An important key to understanding the parable is to keep in mind that Jesus did not live in a capitalist system in which it is thought that wealth can be increased by investment. Instead, people had a notion of limited good: there is only so much wealth, and any increase to one person takes away from another. A typical peasant would aim to have only enough to take care of his family. One who amassed large amounts for himself would be seen as greedy and wicked. In the parable, then, the third servant is the honorable one—only he has refused to cooperate in the system by which his master continues to accrue huge amounts of money while others go wanting.

The parable can be a warning about the ease with which people can be co-opted by an unjust system, while also giving encouragement to disciples to take courageous measures to expose unfettered greed for the sin that it is.

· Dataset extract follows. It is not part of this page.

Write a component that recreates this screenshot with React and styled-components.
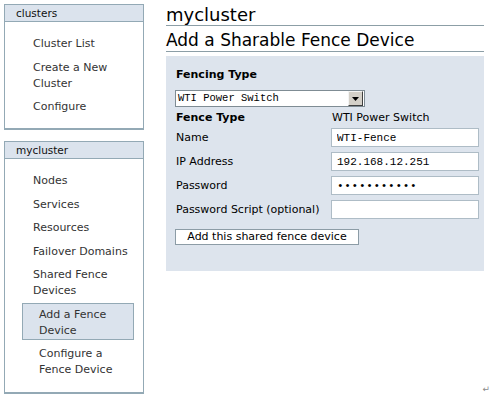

The last verse is sobering, depicting what can happen to those who blow the whistle on the rich and powerful. The parable also encourages disciples to find ways to stand together as they confront unjust systems and not to be found in a vulnerable solitary position, as was the third servant.

Reading the parable from this perspective, one sees that the man going on a journey is not a figure for God, and the parable is not an exhortation for people to use their God-given talents to the full. While the latter is an important thing for Christians to do, it was not likely to be the way Jesus’ first hearers understood the parable, since talenton does not have this metaphorical connotation in Greek. Moreover, there is an eschatological dimension to the parable that such an interpretation misses.

In the literary context of Matthew’s Gospel, this is the third of three parables that stress the need for disciples to be faithful in the time between Jesus’ departure and his coming again. In contrast to slaves, who live in servile fear of a greedy master who metes out cruel punishment to those who will not go along with his program for self-aggrandizement, Jesus’ disciples live with trust in God, whose equitable love emboldens them to work for justice here and now while awaiting ultimate fulfillment.